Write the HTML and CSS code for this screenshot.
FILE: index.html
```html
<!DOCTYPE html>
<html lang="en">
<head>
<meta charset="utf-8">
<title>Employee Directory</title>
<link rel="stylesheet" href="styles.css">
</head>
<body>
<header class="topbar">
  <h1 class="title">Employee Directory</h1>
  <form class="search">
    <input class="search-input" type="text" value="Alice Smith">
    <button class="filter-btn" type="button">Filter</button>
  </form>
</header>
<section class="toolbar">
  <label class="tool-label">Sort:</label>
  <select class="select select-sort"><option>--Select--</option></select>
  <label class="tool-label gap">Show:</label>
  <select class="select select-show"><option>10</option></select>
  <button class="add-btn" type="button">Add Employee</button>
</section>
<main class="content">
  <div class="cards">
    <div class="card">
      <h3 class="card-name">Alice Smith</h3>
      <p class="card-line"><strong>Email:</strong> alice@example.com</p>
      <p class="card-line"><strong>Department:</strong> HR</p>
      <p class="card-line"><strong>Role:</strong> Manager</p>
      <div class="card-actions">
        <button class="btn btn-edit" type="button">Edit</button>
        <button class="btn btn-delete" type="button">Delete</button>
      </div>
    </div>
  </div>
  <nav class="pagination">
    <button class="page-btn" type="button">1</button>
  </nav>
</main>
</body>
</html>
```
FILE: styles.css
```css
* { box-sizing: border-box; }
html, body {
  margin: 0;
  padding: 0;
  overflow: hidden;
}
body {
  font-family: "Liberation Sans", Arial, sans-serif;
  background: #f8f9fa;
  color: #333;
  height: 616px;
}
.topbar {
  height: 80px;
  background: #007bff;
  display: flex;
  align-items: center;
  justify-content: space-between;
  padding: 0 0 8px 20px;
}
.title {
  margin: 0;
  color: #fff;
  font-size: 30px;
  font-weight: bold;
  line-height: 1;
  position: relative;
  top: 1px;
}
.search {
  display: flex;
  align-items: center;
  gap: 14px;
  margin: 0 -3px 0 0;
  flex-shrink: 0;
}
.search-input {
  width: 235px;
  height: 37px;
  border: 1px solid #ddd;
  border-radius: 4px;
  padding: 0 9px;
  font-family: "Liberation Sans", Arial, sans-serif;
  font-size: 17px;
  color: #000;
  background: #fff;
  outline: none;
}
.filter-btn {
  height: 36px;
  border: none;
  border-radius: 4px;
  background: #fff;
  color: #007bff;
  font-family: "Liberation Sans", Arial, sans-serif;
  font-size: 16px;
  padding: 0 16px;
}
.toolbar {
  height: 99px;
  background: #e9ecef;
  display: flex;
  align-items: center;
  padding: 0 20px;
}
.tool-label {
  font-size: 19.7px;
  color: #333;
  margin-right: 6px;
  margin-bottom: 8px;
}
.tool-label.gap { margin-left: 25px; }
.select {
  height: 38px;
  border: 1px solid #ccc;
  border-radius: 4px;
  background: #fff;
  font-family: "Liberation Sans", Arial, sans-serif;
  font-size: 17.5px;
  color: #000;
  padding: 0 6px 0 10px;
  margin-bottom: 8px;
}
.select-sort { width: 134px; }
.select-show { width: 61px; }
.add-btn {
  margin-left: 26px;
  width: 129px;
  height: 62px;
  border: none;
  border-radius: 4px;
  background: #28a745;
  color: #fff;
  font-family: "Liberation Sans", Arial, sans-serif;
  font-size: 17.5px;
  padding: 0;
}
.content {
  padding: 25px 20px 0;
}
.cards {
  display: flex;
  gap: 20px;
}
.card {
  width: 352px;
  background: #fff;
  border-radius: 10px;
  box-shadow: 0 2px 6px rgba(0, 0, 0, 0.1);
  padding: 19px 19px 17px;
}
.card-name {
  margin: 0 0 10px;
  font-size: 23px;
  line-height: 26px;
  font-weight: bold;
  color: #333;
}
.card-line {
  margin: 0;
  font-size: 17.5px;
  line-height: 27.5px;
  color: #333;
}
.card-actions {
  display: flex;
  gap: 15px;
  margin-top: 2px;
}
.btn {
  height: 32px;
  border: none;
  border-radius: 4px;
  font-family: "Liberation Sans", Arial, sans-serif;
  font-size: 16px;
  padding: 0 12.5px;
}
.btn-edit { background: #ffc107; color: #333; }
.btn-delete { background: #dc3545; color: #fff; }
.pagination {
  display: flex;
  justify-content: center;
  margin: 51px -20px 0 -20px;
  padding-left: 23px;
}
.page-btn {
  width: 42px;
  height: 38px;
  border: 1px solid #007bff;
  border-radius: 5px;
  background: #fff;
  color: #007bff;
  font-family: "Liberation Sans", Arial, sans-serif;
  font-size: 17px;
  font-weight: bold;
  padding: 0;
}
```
==
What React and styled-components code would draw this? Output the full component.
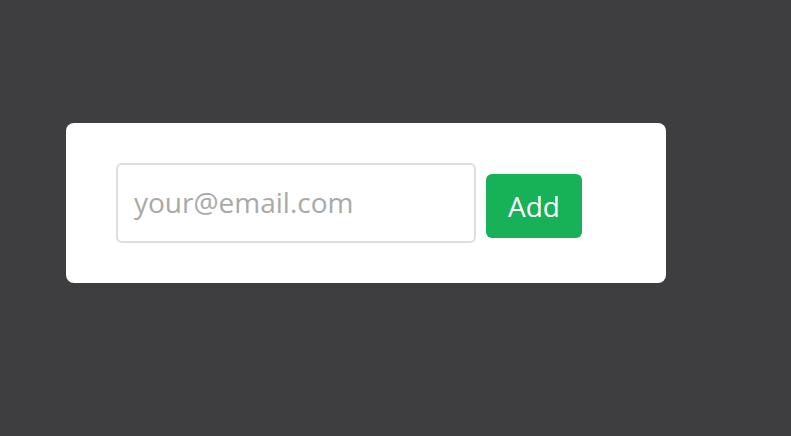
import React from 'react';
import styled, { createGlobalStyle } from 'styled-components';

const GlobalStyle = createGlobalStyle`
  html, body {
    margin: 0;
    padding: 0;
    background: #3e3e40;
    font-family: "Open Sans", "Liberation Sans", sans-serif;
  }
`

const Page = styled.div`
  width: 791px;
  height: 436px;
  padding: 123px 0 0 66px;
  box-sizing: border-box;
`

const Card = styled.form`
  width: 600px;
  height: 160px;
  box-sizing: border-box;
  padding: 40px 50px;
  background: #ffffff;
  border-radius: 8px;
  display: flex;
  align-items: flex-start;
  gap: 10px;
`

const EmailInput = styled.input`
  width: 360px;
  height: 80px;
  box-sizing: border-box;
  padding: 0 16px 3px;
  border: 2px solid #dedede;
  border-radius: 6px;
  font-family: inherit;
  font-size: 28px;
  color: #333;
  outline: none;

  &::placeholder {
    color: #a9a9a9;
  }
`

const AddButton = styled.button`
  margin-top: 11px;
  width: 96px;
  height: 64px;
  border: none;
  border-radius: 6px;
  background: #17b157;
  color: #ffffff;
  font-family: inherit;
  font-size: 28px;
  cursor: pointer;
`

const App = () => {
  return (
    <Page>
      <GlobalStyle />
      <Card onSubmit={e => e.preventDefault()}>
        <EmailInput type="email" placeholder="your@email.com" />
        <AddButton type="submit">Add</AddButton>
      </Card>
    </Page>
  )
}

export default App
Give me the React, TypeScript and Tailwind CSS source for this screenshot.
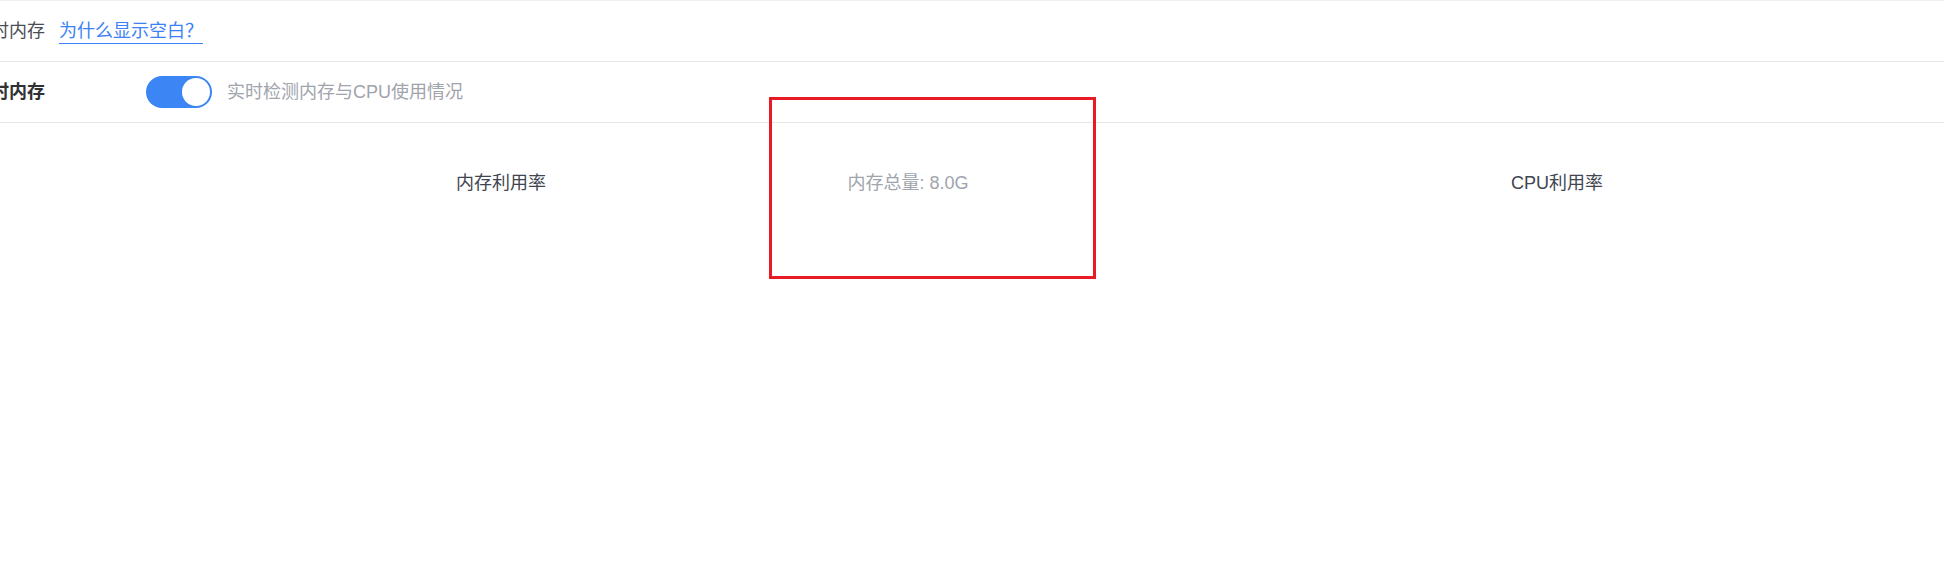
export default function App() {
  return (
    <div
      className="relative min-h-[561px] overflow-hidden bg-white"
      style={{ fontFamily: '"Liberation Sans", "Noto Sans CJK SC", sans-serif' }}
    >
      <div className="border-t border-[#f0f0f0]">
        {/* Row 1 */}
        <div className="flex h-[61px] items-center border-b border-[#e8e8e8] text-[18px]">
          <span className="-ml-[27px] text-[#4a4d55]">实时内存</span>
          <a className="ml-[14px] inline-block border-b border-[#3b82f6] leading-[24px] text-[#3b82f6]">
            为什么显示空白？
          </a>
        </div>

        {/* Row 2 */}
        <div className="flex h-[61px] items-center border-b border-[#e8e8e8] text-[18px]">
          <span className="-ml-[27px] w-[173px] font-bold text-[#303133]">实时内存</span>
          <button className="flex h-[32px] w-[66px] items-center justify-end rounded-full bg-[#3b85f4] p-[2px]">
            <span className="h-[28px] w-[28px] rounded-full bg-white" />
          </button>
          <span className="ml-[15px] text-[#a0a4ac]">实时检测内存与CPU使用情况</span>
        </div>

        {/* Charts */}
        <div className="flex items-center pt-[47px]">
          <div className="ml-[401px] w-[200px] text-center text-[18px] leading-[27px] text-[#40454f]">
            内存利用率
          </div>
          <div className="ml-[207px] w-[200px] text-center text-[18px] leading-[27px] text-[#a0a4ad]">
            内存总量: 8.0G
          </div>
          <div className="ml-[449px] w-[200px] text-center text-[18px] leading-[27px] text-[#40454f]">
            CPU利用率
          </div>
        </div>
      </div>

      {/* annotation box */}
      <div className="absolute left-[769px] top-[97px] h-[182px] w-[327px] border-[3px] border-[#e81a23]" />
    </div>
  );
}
==
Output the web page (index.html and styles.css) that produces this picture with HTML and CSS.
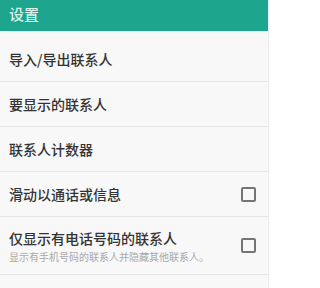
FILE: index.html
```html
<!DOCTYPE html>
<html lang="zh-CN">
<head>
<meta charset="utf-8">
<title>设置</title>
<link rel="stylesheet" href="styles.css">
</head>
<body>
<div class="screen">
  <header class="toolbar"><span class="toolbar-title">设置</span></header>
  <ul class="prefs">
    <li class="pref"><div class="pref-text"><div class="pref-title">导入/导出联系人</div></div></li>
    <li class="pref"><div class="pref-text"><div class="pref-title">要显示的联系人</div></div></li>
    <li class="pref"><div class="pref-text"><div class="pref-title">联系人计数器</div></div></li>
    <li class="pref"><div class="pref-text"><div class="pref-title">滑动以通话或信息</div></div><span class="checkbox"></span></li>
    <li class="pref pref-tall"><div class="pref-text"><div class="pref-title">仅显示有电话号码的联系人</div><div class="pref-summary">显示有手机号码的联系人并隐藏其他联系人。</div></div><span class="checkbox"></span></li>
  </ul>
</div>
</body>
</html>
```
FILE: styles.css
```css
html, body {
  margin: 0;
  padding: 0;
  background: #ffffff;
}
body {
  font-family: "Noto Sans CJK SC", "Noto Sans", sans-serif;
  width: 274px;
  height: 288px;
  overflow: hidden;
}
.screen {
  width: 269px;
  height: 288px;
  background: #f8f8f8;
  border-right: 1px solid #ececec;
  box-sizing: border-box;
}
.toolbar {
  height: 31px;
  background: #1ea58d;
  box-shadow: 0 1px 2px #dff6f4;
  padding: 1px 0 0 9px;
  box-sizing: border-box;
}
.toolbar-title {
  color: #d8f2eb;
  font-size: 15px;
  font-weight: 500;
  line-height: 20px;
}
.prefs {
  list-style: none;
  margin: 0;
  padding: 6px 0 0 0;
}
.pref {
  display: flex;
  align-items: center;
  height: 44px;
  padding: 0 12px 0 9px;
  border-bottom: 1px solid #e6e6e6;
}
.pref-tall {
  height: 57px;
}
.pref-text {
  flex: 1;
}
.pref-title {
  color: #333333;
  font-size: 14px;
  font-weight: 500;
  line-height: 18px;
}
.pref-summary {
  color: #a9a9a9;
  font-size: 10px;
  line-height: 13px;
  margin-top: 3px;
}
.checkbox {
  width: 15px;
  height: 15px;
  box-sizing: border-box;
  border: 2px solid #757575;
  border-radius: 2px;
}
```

* [What to do]: Identify each line holding the string "components", and copy it out.

* [Task result]:
What React and styled-components code would draw this? Output the full component.
import styled, { createGlobalStyle } from 'styled-components';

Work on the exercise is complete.